:: DATA SHOWN ::
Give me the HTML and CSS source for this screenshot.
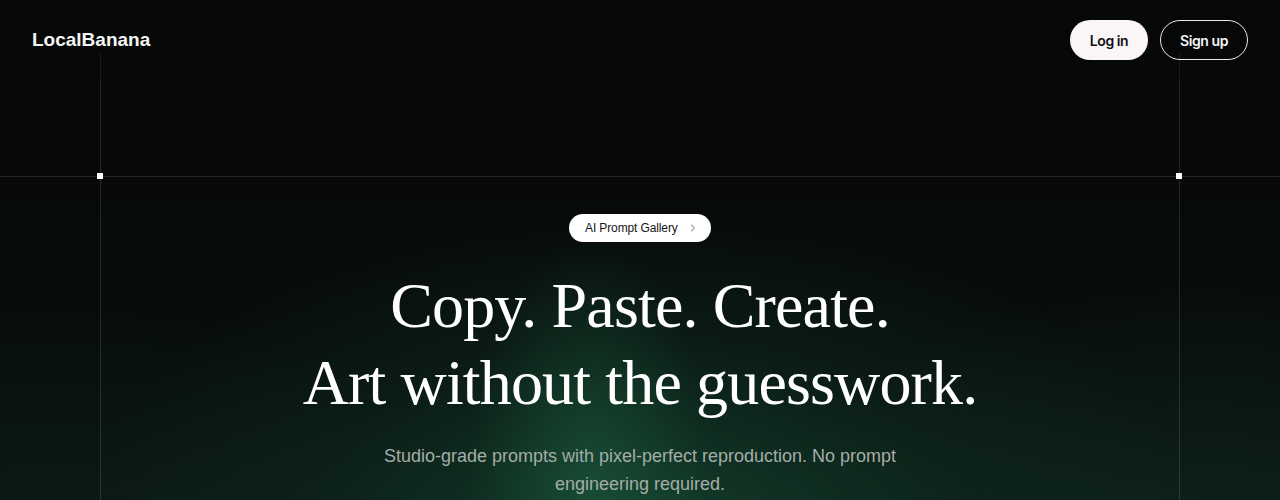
FILE: index.html
```html
<!DOCTYPE html>
<html lang="en">
<head>
<meta charset="utf-8">
<title>LocalBanana</title>
<link rel="stylesheet" href="styles.css">
</head>
<body>
<div class="page">
  <header class="nav">
    <a class="logo" href="#">LocalBanana</a>
    <div class="nav-actions">
      <a class="btn btn-light" href="#">Log in</a>
      <a class="btn btn-outline" href="#">Sign up</a>
    </div>
  </header>
  <section class="hero">
    <div class="hero-top">
      <div class="frame-top"></div>
    </div>
    <div class="frame">
      <span class="corner corner-left"></span>
      <span class="corner corner-right"></span>
      <div class="hero-content">
        <a class="pill" href="#">AI Prompt Gallery
          <svg class="chev" width="8" height="8" viewBox="0 0 8 8" aria-hidden="true"><path d="M2.5 1 L5.5 4 L2.5 7" fill="none" stroke="currentColor" stroke-width="1.1" stroke-linecap="round" stroke-linejoin="round"/></svg>
        </a>
        <h1 class="title">Copy. Paste. Create.<br>Art without the guesswork.</h1>
        <p class="subtitle">Studio-grade prompts with pixel-perfect reproduction. No prompt engineering required.</p>
      </div>
    </div>
  </section>
</div>
</body>
</html>
```

FILE: styles.css
```css
* { box-sizing: border-box; }
html, body { margin: 0; padding: 0; }
body {
  background: #050707;
  color: #fff;
  font-family: "Liberation Sans", Arial, sans-serif;
  overflow: hidden;
}
a { text-decoration: none; color: inherit; }

.page {
  position: relative;
  min-height: 500px;
  background:
    radial-gradient(ellipse 120px 240px at 590px 480px, rgba(30, 95, 66, 0.5), rgba(30, 95, 66, 0) 100%),
    radial-gradient(ellipse 560px 320px at 640px 530px, rgba(22, 74, 52, 0.8), rgba(18, 60, 42, 0.3) 60%, rgba(10, 30, 22, 0) 100%),
    radial-gradient(ellipse 440px 280px at 1200px 560px, rgba(18, 50, 36, 0.6), rgba(10, 30, 22, 0) 100%),
    radial-gradient(ellipse 420px 260px at 60px 560px, rgba(16, 42, 30, 0.5), rgba(10, 30, 22, 0) 100%),
    linear-gradient(180deg, #060807 0%, #070a09 40%, #08100d 100%);
}

.nav {
  position: relative;
  z-index: 2;
  display: flex;
  align-items: center;
  justify-content: space-between;
  height: 80px;
  padding: 0 32px;
}
.logo {
  font-weight: 700;
  font-size: 19px;
  letter-spacing: 0;
  color: #f5f5f5;
}
.nav-actions {
  display: flex;
  gap: 12px;
}
.btn {
  display: inline-flex;
  align-items: center;
  justify-content: center;
  height: 40px;
  border-radius: 20px;
  font-family: Inter, "Liberation Sans", sans-serif;
  font-weight: 600;
  font-size: 14px;
  letter-spacing: -0.03em;
}
.btn-light {
  width: 78px;
  background: #faf5f7;
  color: #111;
}
.btn-outline {
  width: 88px;
  border: 1px solid #e8e8e8;
  color: #f5f5f5;
}

.hero {
  position: relative;
}
.hero-top {
  height: 97px;
  border-bottom: 1px solid rgba(255, 255, 255, 0.12);
  padding: 0 100px;
}
.frame-top {
  position: relative;
  height: 100%;
  border-left: 1px solid rgba(255, 255, 255, 0.12);
  border-right: 1px solid rgba(255, 255, 255, 0.12);
}
.frame-top::before {
  content: "";
  position: absolute;
  left: -1px;
  right: -1px;
  top: -28px;
  height: 28px;
  border-left: 1px solid rgba(255, 255, 255, 0.08);
  border-right: 1px solid rgba(255, 255, 255, 0.08);
}
.frame {
  position: relative;
  margin: 0 100px;
  border-left: 1px solid rgba(255, 255, 255, 0.12);
  border-right: 1px solid rgba(255, 255, 255, 0.12);
  min-height: 324px;
}
.corner {
  position: absolute;
  top: -4px;
  width: 6px;
  height: 6px;
  background: #fff;
}
.corner-left { left: -4px; }
.corner-right { right: -3px; }

.hero-content {
  display: flex;
  flex-direction: column;
  align-items: center;
  padding-top: 37px;
  text-align: center;
}
.pill {
  display: inline-flex;
  align-items: center;
  gap: 6px;
  height: 28px;
  width: 142px;
  padding: 0 14px 0 16px;
  border-radius: 14px;
  background: #fff;
  color: #161616;
  font-size: 12px;
  letter-spacing: -0.01em;
}
.chev {
  color: #a8a8a8;
  margin-left: 5px;
}
.title {
  margin: 26px 0 0;
  font-family: "Liberation Serif", "Times New Roman", serif;
  font-weight: 400;
  font-size: 64px;
  line-height: 1.2;
  letter-spacing: -0.85px;
  color: #fff;
}
.subtitle {
  margin: 20px 0 0;
  max-width: 520px;
  font-size: 18px;
  line-height: 28px;
  color: #a4ada8;
}
```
:::
## SET EXERCISE
Restate the whole of the material word for word without the pictures.

## OUTPUT FOR THIS EXERCISE
Give me the HTML and CSS source for this screenshot.
FILE: index.html
```html
<!DOCTYPE html>
<html lang="en">
<head>
<meta charset="utf-8">
<title>LocalBanana</title>
<link rel="stylesheet" href="styles.css">
</head>
<body>
<div class="page">
  <header class="nav">
    <a class="logo" href="#">LocalBanana</a>
    <div class="nav-actions">
      <a class="btn btn-light" href="#">Log in</a>
      <a class="btn btn-outline" href="#">Sign up</a>
    </div>
  </header>
  <section class="hero">
    <div class="hero-top">
      <div class="frame-top"></div>
    </div>
    <div class="frame">
      <span class="corner corner-left"></span>
      <span class="corner corner-right"></span>
      <div class="hero-content">
        <a class="pill" href="#">AI Prompt Gallery
          <svg class="chev" width="8" height="8" viewBox="0 0 8 8" aria-hidden="true"><path d="M2.5 1 L5.5 4 L2.5 7" fill="none" stroke="currentColor" stroke-width="1.1" stroke-linecap="round" stroke-linejoin="round"/></svg>
        </a>
        <h1 class="title">Copy. Paste. Create.<br>Art without the guesswork.</h1>
        <p class="subtitle">Studio-grade prompts with pixel-perfect reproduction. No prompt engineering required.</p>
      </div>
    </div>
  </section>
</div>
</body>
</html>
```

FILE: styles.css
```css
* { box-sizing: border-box; }
html, body { margin: 0; padding: 0; }
body {
  background: #050707;
  color: #fff;
  font-family: "Liberation Sans", Arial, sans-serif;
  overflow: hidden;
}
a { text-decoration: none; color: inherit; }

.page {
  position: relative;
  min-height: 500px;
  background:
    radial-gradient(ellipse 120px 240px at 590px 480px, rgba(30, 95, 66, 0.5), rgba(30, 95, 66, 0) 100%),
    radial-gradient(ellipse 560px 320px at 640px 530px, rgba(22, 74, 52, 0.8), rgba(18, 60, 42, 0.3) 60%, rgba(10, 30, 22, 0) 100%),
    radial-gradient(ellipse 440px 280px at 1200px 560px, rgba(18, 50, 36, 0.6), rgba(10, 30, 22, 0) 100%),
    radial-gradient(ellipse 420px 260px at 60px 560px, rgba(16, 42, 30, 0.5), rgba(10, 30, 22, 0) 100%),
    linear-gradient(180deg, #060807 0%, #070a09 40%, #08100d 100%);
}

.nav {
  position: relative;
  z-index: 2;
  display: flex;
  align-items: center;
  justify-content: space-between;
  height: 80px;
  padding: 0 32px;
}
.logo {
  font-weight: 700;
  font-size: 19px;
  letter-spacing: 0;
  color: #f5f5f5;
}
.nav-actions {
  display: flex;
  gap: 12px;
}
.btn {
  display: inline-flex;
  align-items: center;
  justify-content: center;
  height: 40px;
  border-radius: 20px;
  font-family: Inter, "Liberation Sans", sans-serif;
  font-weight: 600;
  font-size: 14px;
  letter-spacing: -0.03em;
}
.btn-light {
  width: 78px;
  background: #faf5f7;
  color: #111;
}
.btn-outline {
  width: 88px;
  border: 1px solid #e8e8e8;
  color: #f5f5f5;
}

.hero {
  position: relative;
}
.hero-top {
  height: 97px;
  border-bottom: 1px solid rgba(255, 255, 255, 0.12);
  padding: 0 100px;
}
.frame-top {
  position: relative;
  height: 100%;
  border-left: 1px solid rgba(255, 255, 255, 0.12);
  border-right: 1px solid rgba(255, 255, 255, 0.12);
}
.frame-top::before {
  content: "";
  position: absolute;
  left: -1px;
  right: -1px;
  top: -28px;
  height: 28px;
  border-left: 1px solid rgba(255, 255, 255, 0.08);
  border-right: 1px solid rgba(255, 255, 255, 0.08);
}
.frame {
  position: relative;
  margin: 0 100px;
  border-left: 1px solid rgba(255, 255, 255, 0.12);
  border-right: 1px solid rgba(255, 255, 255, 0.12);
  min-height: 324px;
}
.corner {
  position: absolute;
  top: -4px;
  width: 6px;
  height: 6px;
  background: #fff;
}
.corner-left { left: -4px; }
.corner-right { right: -3px; }

.hero-content {
  display: flex;
  flex-direction: column;
  align-items: center;
  padding-top: 37px;
  text-align: center;
}
.pill {
  display: inline-flex;
  align-items: center;
  gap: 6px;
  height: 28px;
  width: 142px;
  padding: 0 14px 0 16px;
  border-radius: 14px;
  background: #fff;
  color: #161616;
  font-size: 12px;
  letter-spacing: -0.01em;
}
.chev {
  color: #a8a8a8;
  margin-left: 5px;
}
.title {
  margin: 26px 0 0;
  font-family: "Liberation Serif", "Times New Roman", serif;
  font-weight: 400;
  font-size: 64px;
  line-height: 1.2;
  letter-spacing: -0.85px;
  color: #fff;
}
.subtitle {
  margin: 20px 0 0;
  max-width: 520px;
  font-size: 18px;
  line-height: 28px;
  color: #a4ada8;
}
```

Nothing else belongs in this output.